Moreover, health and longevity were not thought by Christians as goods in themselves or freedom for self-actualization. When facing the potential threat of execution, St Paul himself was indifferent to dying or living longer but he was clear as to why he would pursue the latter: fruitful labour in the Gospel. His life was lived centred on Christ. This contrasts with the modern pursuit of health and longevity for no good reason other than to enjoy life a little longer. The biblical story of King Hezekiah reminds us that being healed to live longer is not necessarily a good thing if that new-found freedom is used to commit evil before God. If God blesses us with days of health, then we ought only to live them out in thankfulness and in obedience to his will.
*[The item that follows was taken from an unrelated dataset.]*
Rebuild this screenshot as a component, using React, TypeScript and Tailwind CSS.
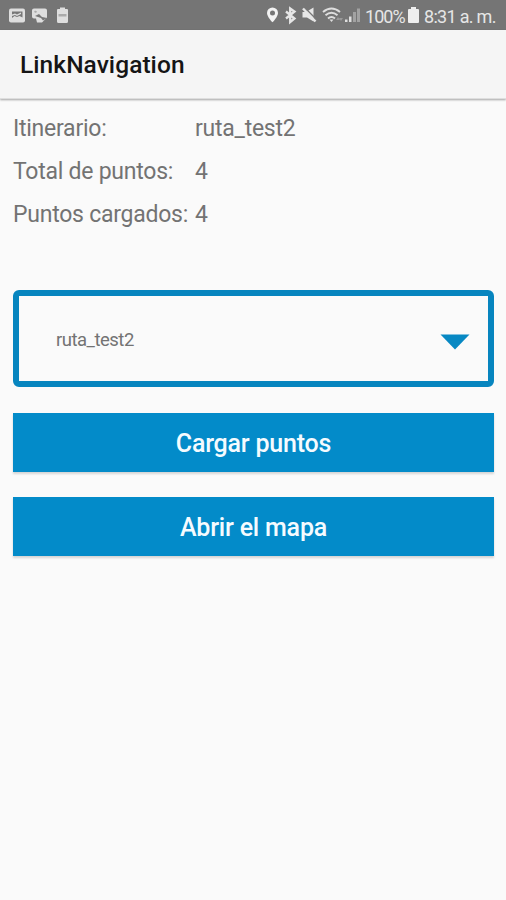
import React from "react";

const details = [
  { label: "Itinerario:", value: "ruta_test2" },
  { label: "Total de puntos:", value: "4" },
  { label: "Puntos cargados:", value: "4" },
];

function NotificationIcons() {
  return (
    <svg width="62" height="18" viewBox="0 0 62 18" className="mt-0.5 shrink-0">
      <rect x="1" y="1.500" width="16" height="14" rx="2" fill="#dedede" />
      <path d="M4 4.500h10.500v6l-3-1.500-2.500 1-2.500-1L4 11z" fill="#777" />
      <path d="M4 7.500l3-1 2 1 4-2V7L9 9 7 8l-3 1z" fill="#dedede" />
      <path d="M26 1.500h11a2 2 0 0 1 2 2v7l-5 5h-5l-1-4h-2a2 2 0 0 1-2-2v-6a2 2 0 0 1 2-2z" fill="#dedede" />
      <path d="M27 9l4-2 3 3 5 1-4 2.500-2-2.500-3-1z" fill="#777" />
      <path d="M27 3.500l2 1-1 1.500-2-1z" fill="#aaa" />
      <path d="M50 2h2V.5h5V2h2a1 1 0 0 1 1 1v11.500a1.500 1.500 0 0 1-1.500 1.500h-8a1.500 1.500 0 0 1-1.500-1.500V3a1 1 0 0 1 1-1z" fill="#dedede" />
      <path d="M50.500 7h8v2.500h-8z" fill="#aaa" />
    </svg>
  );
}

function SystemIcons() {
  return (
    <svg width="98" height="20" viewBox="266 6 98 20" className="shrink-0">
      <path fillRule="evenodd" d="M272.500 8.500a5.500 5.500 0 0 0-5.500 5.500c0 3.900 5.500 9.300 5.500 9.300s5.500-5.400 5.500-9.300a5.500 5.500 0 0 0-5.500-5.500zm0 3a2.500 2.500 0 1 1 0 5 2.500 2.500 0 0 1 0-5z" fill="#f2f2f2" />
      <path d="M286 12.500l8.500 7-4.300 3.500V9.500l4.300 3-8.500 7" fill="none" stroke="#e6e6e6" strokeWidth="2.300" />
      <path d="M302.500 13h3.500l7.500-4.500v14L307 18.500h-4.500z" fill="#e6e6e6" />
      <path d="M305 9l12 12" stroke="#777" strokeWidth="1.500" />
      <path d="M303 9.500l12.500 13" stroke="#e6e6e6" strokeWidth="2.500" />
      <g fill="none" stroke="#dedede" strokeWidth="2">
        <path d="M323 13q8.500-7 17 0" />
        <path d="M325.500 16.300q6-5 12 0" />
        <path d="M328 19.500q3.500-3 7 0" />
      </g>
      <path d="M329.500 20.500h4l-2 2.500z" fill="#dedede" />
      <path d="M336 21l2-3 2 3zM339 19h4l-2 3z" fill="#999" />
      <path d="M345 20.500h2.500V23H345zM349 17.500h2.500V23H349z" fill="#dedede" />
      <path d="M353 13h3v10h-3zM357 9.500h3V23h-3z" fill="#a2a2a2" />
    </svg>
  );
}

function ActionButton({ children }: { children: React.ReactNode }) {
  return (
    <button className="h-[59px] w-full bg-[#038bc9] pt-px text-center text-[25px] font-medium leading-none tracking-[-0.2px] text-[#f5fbff] shadow-[0_2px_2px_rgba(0,0,0,0.15)]">
      {children}
    </button>
  );
}

export default function App() {
  return (
    <div className="h-[900px] w-[506px] overflow-hidden bg-[#fafafa] font-['Roboto',sans-serif]">
      <header className="flex h-[30px] items-center bg-[#757575] pl-2 pr-[9px] text-[#e6e6e6]">
        <NotificationIcons />
        <div className="ml-auto flex items-center">
          <SystemIcons />
          <span className="ml-px w-[41px] whitespace-nowrap pt-[3px] text-[18px] leading-5 tracking-[-0.95px]">100%</span>
          <svg width="11" height="16" viewBox="0 0 11 16" className="ml-[2px] mr-[5px] shrink-0">
            <path d="M3 0h5v2h2a1 1 0 0 1 1 1v12a1 1 0 0 1-1 1H1a1 1 0 0 1-1-1V3a1 1 0 0 1 1-1h2z" fill="#eee" />
          </svg>
          <span className="w-[73px] whitespace-nowrap pt-[3px] text-[18px] leading-5 tracking-[-0.7px]">8:31 a. m.</span>
        </div>
      </header>
      <div className="flex h-[69px] items-center border-b border-[#dedede] bg-[#f5f5f5] pl-5 pt-[3px] shadow-[0_1px_2px_rgba(0,0,0,0.35)]">
        <h1 className="text-[24.5px] font-medium leading-none tracking-[0.06px] text-[#151515]">LinkNavigation</h1>
      </div>
      <main className="px-[13px] pt-[9px]">
        <dl className="text-[23px] tracking-[-0.25px] text-[#737373]">
          {details.map(({ label, value }) => (
            <div key={label} className="flex h-[43px] items-center whitespace-nowrap">
              <dt className="w-[182px]">{label}</dt>
              <dd>{value}</dd>
            </div>
          ))}
        </dl>
        <div className="mt-[53px] flex h-[97px] w-[481px] items-center justify-between rounded-[6px] border-[6px] border-[#0785bf] pl-[37px] pr-[18px]">
          <span className="pt-[5px] text-[18.5px] tracking-[-0.5px] text-[#737373]">ruta_test2</span>
          <svg width="30" height="16" viewBox="0 0 30 16" className="mt-1.5">
            <path d="M0.500 0.500h29L15 15.500z" fill="#0788c3" />
          </svg>
        </div>
        <div className="mt-[26px] flex w-[481px] flex-col gap-[25px]">
          <ActionButton>Cargar puntos</ActionButton>
          <ActionButton>Abrir el mapa</ActionButton>
        </div>
      </main>
    </div>
  );
}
Certainly, the Baconian project has resulted in the relief of much human suffering and the prolonging of life, and technoscience is a grace given to humanity by God of which Christians are free to use. Yet ultimately, they must be relativized by Christ in his death and resurrection. If Christ took on the human condition – including death itself – in order to redeem it in its totality for us, it confirms that death will always be a part of the human condition ineradicable by technoscience. It is that dreary veil through which all must pass. However, by his victorious death and resurrection, Christ has subdued and transformed death. It has now become merely the final stage of a metamorphic process – begun with our baptism and proceeded by the purifying flames of suffering – through which we are received into God. For all of us who are in Christ, death is no longer the fearful final word, for beyond that veil of death lies “the eternal weight of glory beyond all measure” for us – our eternal lives with God. Soli deo gloria.